Daily Reflection
of Creighton University's Online Ministries
July 5th, 2011
Nancy Shirley

School of Nursing
Click here for a photo of and information on this writer.

Tuesday in the 14th Week of Ordinary Time
[384] Genesis 32:23-33
Psalm 17:1b, 2-3, 6-7, 8b+15
Matthew 9:32-38

The ideas of seeing the face of God and serving God permeates these readings today.  From Jacob in the Old Testament to Jesus in the NEW, we are called upon to trust in and serve the Lord.

The thought of wrestling with a super power at first seems impossible.  However, when we put that wrestling into our everyday lives, we can perhaps better understand.  How often are we torn with doing what we know is right or doing what is the easy, more conventional choice? I see Jacob’s wrestling as symbolic of our daily struggles – while I don’t pretend that I wrestle with God, I certainly struggle with what He has taught and demands as the right way to live.  In prayers, we ask for such perseverence to be able to survive this bout and move on.  One only has to watch the news for a few minutes to see the struggles we all face – with each other and with the environment.  Our faith is tested by forces and actions we may not understand but we must remain steadfast to make it through the night and see the other side. 

The image of seeing the face of God was a powerful one for me.  I thought about how many times we are blessed to see the face of God and I wondered how many times it is there in  front of us but we don’t see!  There is a beautiful line from the last song in the musical Les Miserables: “ . . . to love another person is to see the face of God.”  It is clearly through our faith, our love for one another and for God that we are able to survive these earthly struggles.  I can’t imagine what so many are  facing this summer with the floods in the Midwest.  Losing homes, land, livelihoods – yet I do believe they are not alone – the hand of God is there to hold them up, to support them as we are called to be there as good neighbors and help as we can.
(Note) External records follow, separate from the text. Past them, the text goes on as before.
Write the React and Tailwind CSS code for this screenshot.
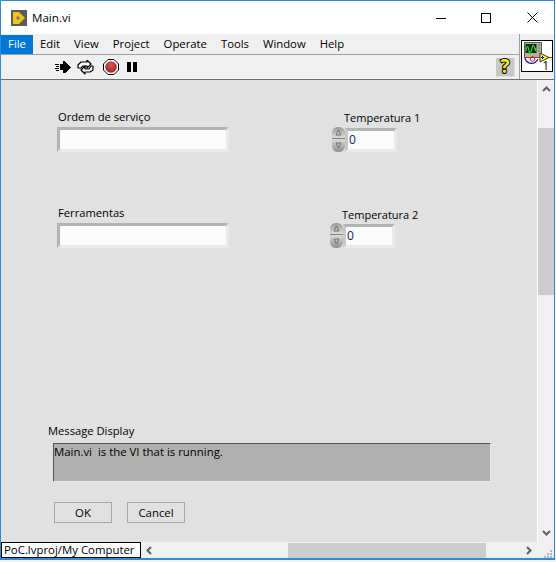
const menus = ['Edit', 'View', 'Project', 'Operate', 'Tools', 'Window', 'Help'];

function RunArrow() {
  return (
    <svg width="16" height="13" viewBox="0 0 16 13" shapeRendering="crispEdges" className="mt-[1px]">
      <path fill="#000" d="M8 0h2v1h1v1h1v1h1v1h1v1h1v1h1v1h-1v1h-1v1h-1v1h-1v1h-1v1H8v-3H5V3h3z" />
      <path fill="#000" d="M0 3h4v1H0zM1 5h3v1H1zM0 7h4v1H0zM1 9h3v1H1z" />
    </svg>
  );
}

function RunContinuous() {
  return (
    <svg width="17" height="15" viewBox="0 0 17 15" fill="#fff" stroke="#000" strokeWidth="1.200" strokeLinejoin="round">
      <path d="M1 8V5l3-3h6V0l4 4-4 4V6H6L4 8z" />
      <path d="M16 6v4l-3 2H8v2L4 10l4-4v3h4l2-3z" />
    </svg>
  );
}

function StopButton() {
  return (
    <svg width="16" height="16" viewBox="0 0 16 16">
      <defs>
        <radialGradient id="stop" cx="50%" cy="35%" r="70%">
          <stop offset="0" stopColor="#d45a5a" />
          <stop offset="1" stopColor="#a31c1c" />
        </radialGradient>
      </defs>
      <path d="M5 .5h6L15.500 5v6L11 15.500H5L.5 11V5z" fill="#fff" stroke="#000" />
      <circle cx="8" cy="8" r="5.800" fill="url(#stop)" />
    </svg>
  );
}

function HelpIcon() {
  return (
    <div className="ml-auto mr-[4px] flex h-[19px] w-[19px] items-center justify-center border-r border-b border-[#dcdcdc] bg-[#c8c8c8]">
      <span className="text-[19px] font-bold leading-none text-[#f5e61e] [-webkit-text-stroke:2px_#000] [paint-order:stroke_fill]">
        ?
      </span>
    </div>
  );
}

function ViIcon() {
  return (
    <div className="relative h-[32px] w-[32px] border border-black bg-white">
      <svg width="30" height="30" viewBox="0 0 30 30" className="absolute left-0 top-0">
        <rect x="2.500" y="1.500" width="17" height="15" fill="#b3b69a" stroke="#555" />
        <rect x="3.500" y="3" width="11" height="9" fill="#0c2a10" />
        <path d="M4 10c1-6 2-6 3 0s2 1 3-3 2-3 3 1 1 0 1-1" fill="none" stroke="#27d63a" strokeWidth="1.200" />
        <path d="M16 4h2M16 7h2M16 10h2" stroke="#666" />
        <path d="M3 17c2 7 10 7 13 1" fill="none" stroke="#1a1a9c" strokeWidth="1.200" />
        <path d="M3 16.500h15M26 16.500h4" stroke="#d12020" />
        <circle cx="10.500" cy="18" r="2.300" fill="none" stroke="#d12020" />
        <path d="M18 12l9 4.500-9 4.500z" fill="#f7ee2a" stroke="#333" />
        <path d="M19 16.500h3M20.500 15v3" stroke="#000" />
      </svg>
      <span className="absolute bottom-[1px] right-[3px] text-[12px] leading-[9px] text-black">1</span>
    </div>
  );
}

function TextControl({ label, className }) {
  return (
    <div className={className}>
      <div className="pl-[1px] text-[11.2px] leading-[16px] text-black">{label}</div>
      <div className="mt-[2px] h-[25px] w-[172px] border-[3px] border-t-[#b4b4b4] border-l-[#b4b4b4] border-r-[#eaeaea] border-b-[#eaeaea] bg-[#fbfbfb]" />
    </div>
  );
}

function NumericControl({ label, className, gapClass }) {
  return (
    <div className={className}>
      <div className="pl-[12px] text-[11px] leading-[16px] text-black">{label}</div>
      <div className={`${gapClass} flex items-center`}>
        <div className="flex h-[25px] w-[13px] flex-col overflow-hidden rounded-[6px] bg-[#bdbdbd]">
          <div className="flex h-[12px] items-center justify-center border-b border-[#808080] bg-gradient-to-b from-[#999999] to-[#dcdcdc]">
            <svg width="7" height="7" viewBox="0 0 7 7"><path d="M3.500 1 6 6H1z" fill="none" stroke="#707070" /></svg>
          </div>
          <div className="flex flex-1 items-center justify-center bg-gradient-to-b from-[#dcdcdc] to-[#8e8e8e]">
            <svg width="7" height="7" viewBox="0 0 7 7"><path d="M3.500 6 6 1H1z" fill="none" stroke="#707070" /></svg>
          </div>
        </div>
        <div className="h-[24px] w-[52px] border-[3px] border-t-[#b4b4b4] border-l-[#c8c8c8] border-r-[#eaeaea] border-b-[#eaeaea] bg-[#fbfbfb] pl-[1px] text-[12px] leading-[17px] text-[#0b2a5a]">
          0
        </div>
      </div>
    </div>
  );
}

function PanelButton({ children }) {
  return (
    <div className="flex h-[21px] w-[58px] items-center justify-center border border-[#a8a8a8] text-[11.4px] text-black">
      {children}
    </div>
  );
}

export default function App() {
  return (
    <div className="h-[562px] w-[556px] overflow-hidden bg-[#f2f2f2] font-['Open_Sans','Noto_Sans',sans-serif]">
      <div className="flex h-[560px] w-[555px] flex-col border-x border-t border-b-2 border-[#2a8ce0]">
        {/* title bar */}
        <div className="flex h-[33px] items-center bg-white pl-[10px]">
          <div className="flex h-[16px] w-[16px] items-center justify-center bg-[#5b5b5b]">
            <svg width="14" height="14" viewBox="0 0 14 14">
              <path d="M1 1h6l6 6-6 6H1z" fill="#f2c21b" />
              <path d="M4 7h4M6 5v4" stroke="#5a6a9a" />
            </svg>
          </div>
          <span className="ml-[5px] text-[11.6px] text-black">Main.vi</span>
          <div className="ml-auto flex items-center">
            <svg width="10" height="10" viewBox="0 0 10 10" shapeRendering="crispEdges" className="mr-[35px]"><path d="M0 5.500h10" stroke="#000" /></svg>
            <svg width="10" height="10" viewBox="0 0 10 10" shapeRendering="crispEdges" className="mr-[36px]"><rect x=".5" y=".5" width="9" height="9" fill="none" stroke="#000" /></svg>
            <svg width="11" height="11" viewBox="0 0 11 11" className="mr-[16px]"><path d="M.5.5l10 10M10.500.5l-10 10" stroke="#000" /></svg>
          </div>
        </div>

        {/* menu and toolbar, with the VI icon at the right */}
        <div className="flex h-[46px] border-b border-[#6e6e6e] bg-[#f0f0f0]">
          <div className="flex min-w-0 flex-1 flex-col">
            <div className="flex h-[20px] items-center text-[11.3px] text-black">
              <div className="flex h-[19px] w-[32px] items-center justify-center bg-[#0078d7] text-white">File</div>
              <div className="ml-[7px] flex items-center gap-[14px]">
                {menus.map((m) => (
                  <span key={m}>{m}</span>
                ))}
              </div>
            </div>
            <div className="h-[1px] bg-[#a0a0a0]" />
            <div className="flex flex-1 items-center pl-[54px]">
              <RunArrow />
              <div className="ml-[6px] flex"><RunContinuous /></div>
              <div className="ml-[9px] flex"><StopButton /></div>
              <div className="ml-[8px] flex gap-[2px]">
                <div className="h-[10px] w-[4px] bg-black" />
                <div className="h-[10px] w-[4px] bg-black" />
              </div>
              <HelpIcon />
            </div>
          </div>
          <div className="w-[35px] border-l border-[#a0a0a0] pl-[1px] pt-[6px]">
            <ViIcon />
          </div>
        </div>

        {/* panel + vertical scrollbar */}
        <div className="flex min-h-0 flex-1">
          <div className="flex w-[536px] flex-col bg-[#e1e1e1]">
            <div className="flex h-[343px]">
              <div className="ml-[56px] w-[285px]">
                <TextControl label="Ordem de serviço" className="mt-[29px]" />
                <TextControl label="Ferramentas" className="mt-[53px]" />
              </div>
              <div>
                <NumericControl label="Temperatura 1" gapClass="mt-[1px]" className="ml-[-10px] mt-[30px]" />
                <NumericControl label="Temperatura 2" gapClass="mt-0" className="ml-[-12px] mt-[55px]" />
              </div>
            </div>
            <div className="ml-[47px]">
              <div className="text-[11.2px] leading-[16px] text-black">Message Display</div>
              <div className="ml-[5px] mt-[4px] h-[39px] w-[438px] border border-[#e8e8e8] border-l-[#555] border-t-[#555] bg-[#b0b0b0] text-[11.4px] leading-[15px] text-black">
                Main.vi&nbsp; is the VI that is running.
              </div>
              <div className="ml-[6px] mt-[20px] flex gap-[15px]">
                <PanelButton>OK</PanelButton>
                <PanelButton>Cancel</PanelButton>
              </div>
            </div>
          </div>
          <div className="flex w-[17px] flex-col items-center border-l border-white bg-[#f0f0f0]">
            <svg width="9" height="6" viewBox="0 0 9 6" className="mt-[6px]"><path d="M1 5l3.500-3.500L8 5" fill="none" stroke="#606060" strokeWidth="2" /></svg>
            <div className="mt-[36px] h-[167px] w-[16px] bg-[#cdcdcd]" />
            <svg width="9" height="6" viewBox="0 0 9 6" className="mb-[6px] mt-auto"><path d="M1 1l3.500 3.500L8 1" fill="none" stroke="#606060" strokeWidth="2" /></svg>
          </div>
        </div>

        {/* status path + horizontal scrollbar */}
        <div className="flex h-[16px] items-center bg-[#f0f0f0]">
          <div className="flex h-[16px] w-[140px] items-center whitespace-nowrap border border-black bg-white pl-[2px] text-[11.4px] leading-none text-black">
            PoC.lvproj/My Computer
          </div>
          <svg width="6" height="9" viewBox="0 0 6 9" className="ml-[5px]"><path d="M5 1 1.500 4.500 5 8" fill="none" stroke="#606060" strokeWidth="2" /></svg>
          <div className="ml-[136px] h-[15px] w-[198px] self-end bg-[#cdcdcd]" />
          <svg width="6" height="9" viewBox="0 0 6 9" className="ml-[40px]"><path d="M1 1l3.500 3.500L1 8" fill="none" stroke="#606060" strokeWidth="2" /></svg>
          <svg width="8" height="8" viewBox="0 0 8 8" shapeRendering="crispEdges" className="ml-[12px] self-end">
            <path fill="#b8b8b8" d="M6 0h2v2H6zM3 3h2v2H3zM6 3h2v2H6zM0 6h2v2H0zM3 6h2v2H3zM6 6h2v2H6z" />
          </svg>
        </div>
      </div>
    </div>
  );
}
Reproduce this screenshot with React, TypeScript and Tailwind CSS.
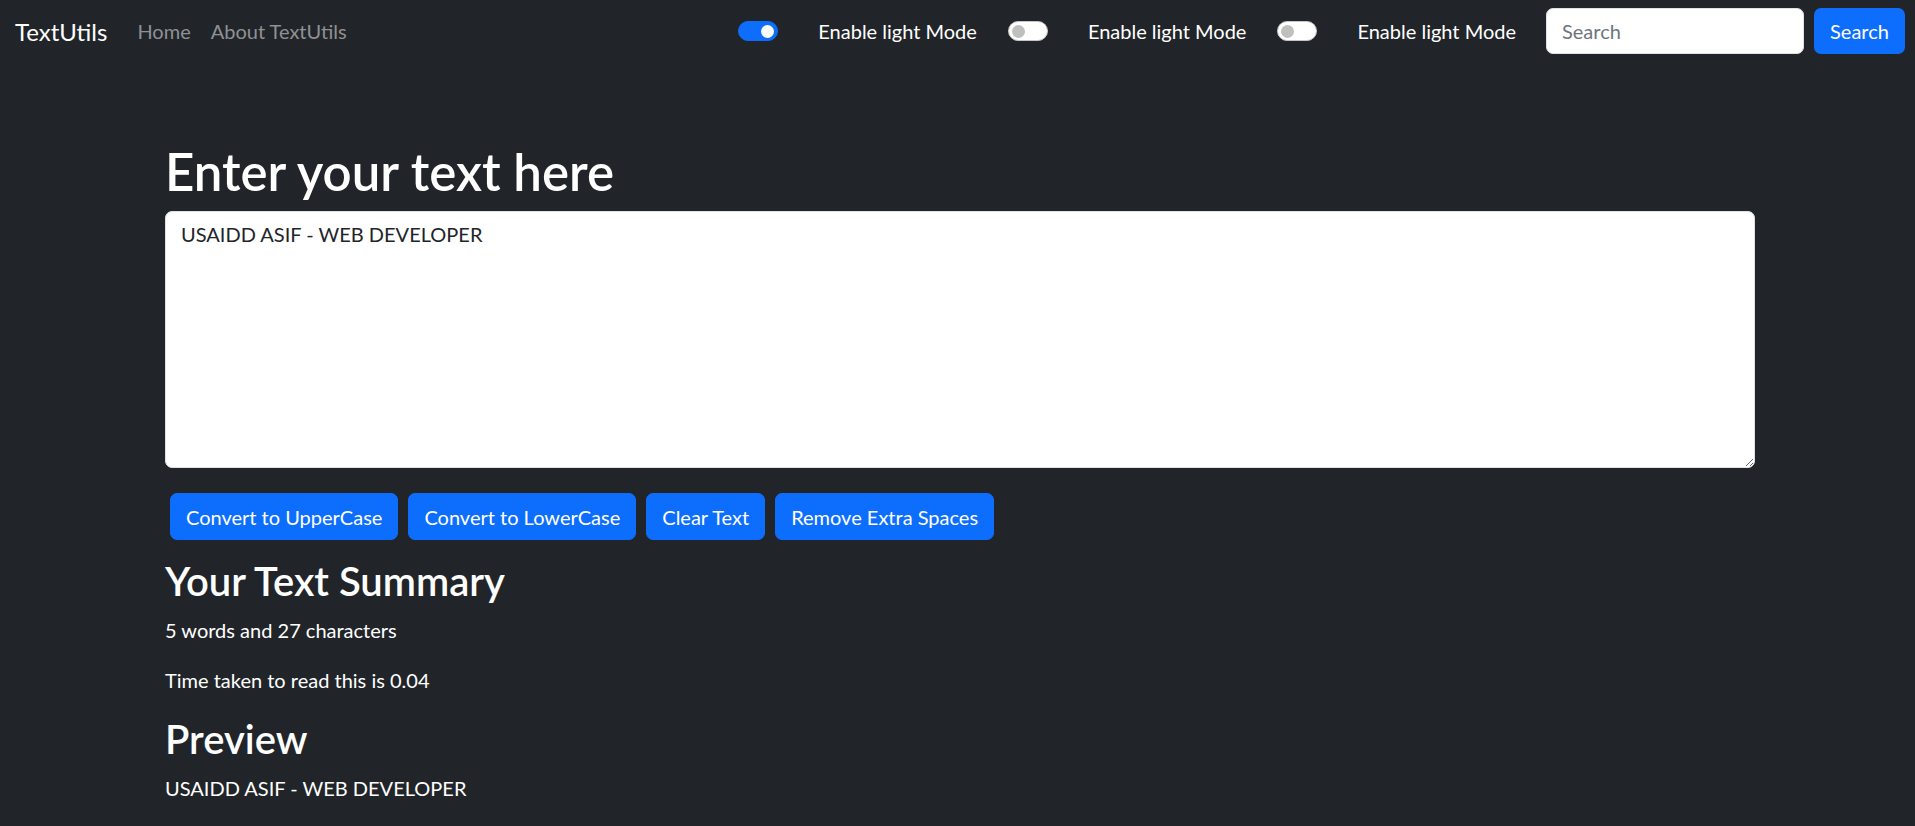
import { useState } from "react";

const Toggle = ({ on }: { on?: boolean }) => (
  <span
    className={
      on
        ? "flex items-center justify-end w-[40px] h-[20px] rounded-full bg-[#0d6efd] border border-[#0d6efd] px-[3px]"
        : "flex items-center justify-start w-[40px] h-[20px] rounded-full bg-white border border-[#c4c6c8] px-[3px]"
    }
  >
    <span className={on ? "w-[13px] h-[13px] rounded-full bg-white" : "w-[13px] h-[13px] rounded-full bg-[#bfbfbf]"} />
  </span>
);

const ModeSwitch = ({ on }: { on?: boolean }) => (
  <div className="flex items-center gap-[40px]">
    <Toggle on={on} />
    <label className="text-[20px] leading-[30px] text-white">Enable light Mode</label>
  </div>
);

const buttons = ["Convert to UpperCase", "Convert to LowerCase", "Clear Text", "Remove Extra Spaces"];

export default function App() {
  const [text, setText] = useState("USAIDD ASIF - WEB DEVELOPER");
  const words = text.split(/\s+/).filter((w) => w.length > 0).length;

  return (
    <div className="min-h-screen bg-[#212529] text-white font-['Segoe_UI','Lato',sans-serif]">
      {/* Navbar */}
      <nav className="flex items-center h-[62px] pl-[15px] pr-[10px]">
        <span className="text-[24px] leading-[37px] text-white mr-[20px]">TextUtils</span>
        <a className="px-[10px] text-[20px] leading-[30px] text-[#8f9193]" href="#">
          Home
        </a>
        <a className="px-[10px] text-[20px] leading-[30px] text-[#8f9193]" href="#">
          About TextUtils
        </a>
        <div className="ml-auto flex items-center gap-[31px]">
          <ModeSwitch on />
          <ModeSwitch />
          <ModeSwitch />
        </div>
        <form className="flex items-center gap-[10px] ml-[30px]" onSubmit={(e) => e.preventDefault()}>
          <input
            className="w-[258px] h-[46px] rounded-[7px] bg-white border border-[#dee2e6] px-[15px] text-[20px] text-[#212529] placeholder:text-[#6c757d] outline-none"
            placeholder="Search"
          />
          <button className="w-[91px] h-[46px] rounded-[7px] bg-[#0d6efd] text-[20px] text-white">Search</button>
        </form>
      </nav>

      {/* Main */}
      <main className="w-[1590px] ml-[165px] pt-[80px]">
        <h1 className="text-[51px] leading-[60px] font-semibold mb-[9px]">Enter your text here</h1>
        <textarea
          className="block w-full h-[257px] rounded-[7px] bg-white border border-[#dee2e6] px-[15px] py-[7px] text-[20px] leading-[30px] text-[#212529] outline-none"
          value={text}
          onChange={(e) => setText(e.target.value)}
        />
        <div className="flex mt-[25px]">
          {buttons.map((b) => (
            <button
              key={b}
              className="mx-[5px] h-[47px] px-[15px] rounded-[7px] bg-[#0d6efd] border border-[#0d6efd] text-[20px] leading-[30px] text-white"
            >
              {b}
            </button>
          ))}
        </div>

        <h2 className="mt-[17px] text-[40px] leading-[48px] font-semibold mb-[10px]">Your Text Summary</h2>
        <p className="text-[20px] leading-[30px] mb-[20px]">
          {words} words and {text.length} characters
        </p>
        <p className="text-[20px] leading-[30px] mb-[20px]">Time taken to read this is {(0.008 * words).toFixed(2)}</p>
        <h2 className="text-[40px] leading-[48px] font-semibold mb-[10px]">Preview</h2>
        <p className="text-[20px] leading-[30px]">{text}</p>
      </main>
    </div>
  );
}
These notions tie in nicely with the Responsorial Psalm and the belief that as we are just, we shall see the face of God.  How do we practice justice in our daily lives?  The concept of justice is not just for a few who may have vocations in which they must make just decisions, rather it is the very nature of our day-to-day lives. This psalm is such a beautiful representation of faith and trust.  I need to be reminded of that from time to time.  It provides me much comfort to know that no matter what, I do not walk these struggles alone. The psalm is an admission of the trials that we must live through knowing that we will prevail if we keep our faith.  In this day and age, it is easy to think that if we do not win on our terms, we have lost.  However, I have to believe that these victories will soon past – our prevailing is much greater than a victory here on earth.  We are called beyond these earthly pursuits to a greater victory when we see the face of God.  Gratefully, I am reminded that we were never promised an easy or smooth journey – rather one where we would never be alone through the turmoil and challenges.  That promise is never broken!

Our gospel brings one other challenge to us – to be the laborers in this abundant harvest.  As we have heard in readings since Easter, the apostles are only the beginning in the growing church.  It rests upon all of us to continue to spread the word through our living example.  I will close with the some words from St. Francis of Assisi.  His statue stands amid my beautiful flowers where I am reminded daily of the face of God.  St Francis had so many wise words – two phrases to consider today:
“It is no use walking anywhere to preach unless our walking is our preaching.”

 “Preach the Gospel at all times and when necessary use words.”